In Japan, cat cafes have become old news. Right now, owl cafes are all the rage.This summer, I visited Fukuro no Mise, a shop that lets you drink coffee while petting over a dozen live owls.
The cafe launched in 2012, and its bizarre concept became so popular that more have opened up. Today, there are two owl cafes in Tokyo (Tori no Iru and Fukurou Sabou), and two in Osaka (Owl Family and Crew), all run by different owners.
Go straight to the cafe >
I recommend arriving at least an hour before doors open to make a reservation, since the spaces fill up quickly and can’t be booked in advance. I arrived at Fukuro’s exact opening time, which changes depending on the date, and the earliest availability was three hours later.
At the designated time, the staff let me in along with ten other customers. I saw fluffy owls staring at me from every corner. Some were smaller than my hand, others were larger than my head.

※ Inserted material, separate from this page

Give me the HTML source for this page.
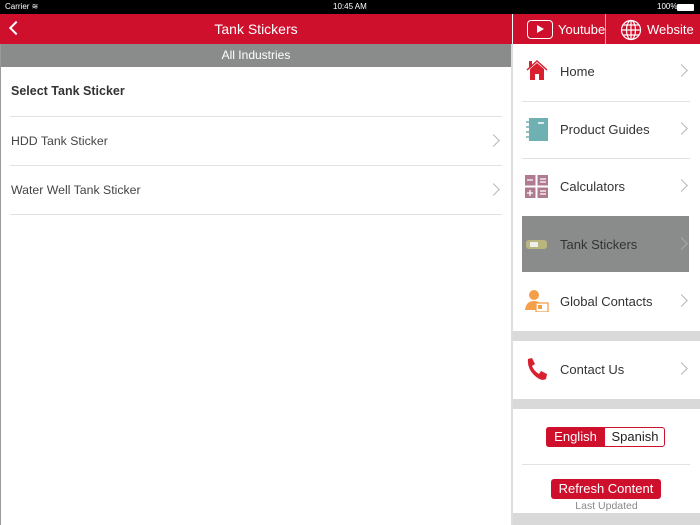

All the birds are tame, and have a leg attached to the perch by string. I had an hour to enjoy their company and sip a drink that is included with the cover charge. The café doesn’t serve food, so I didn’t have to worry about beaks pecking at my plate.
The staff gave a short introduction in Japanese — if you don’t know the language, there’s an English speaker on Fridays — and then it was owl-cuddling time. I pointed at a horned one, and the staff helped me put her on my shoulder, hand or head. The birds are calm and I felt comfortable holding them. Up close, I sensed the power of their talons and bright eyes, such majestic creatures.
The shop allows non-flash photography so bring your camera, and take a selfie with an owl on your wrist. Before the hour is up, don’t forget to browse the owl-themed memorabilia for sale.
To get to Fukuro no Mise, ride the subway to Tsukishima station (it takes about 40 minutes from Shinjuku). Walk out of Gate 10, and the café is a few blocks ahead. Entry is 2000 yen ($19.50), which includes a drink and gift book.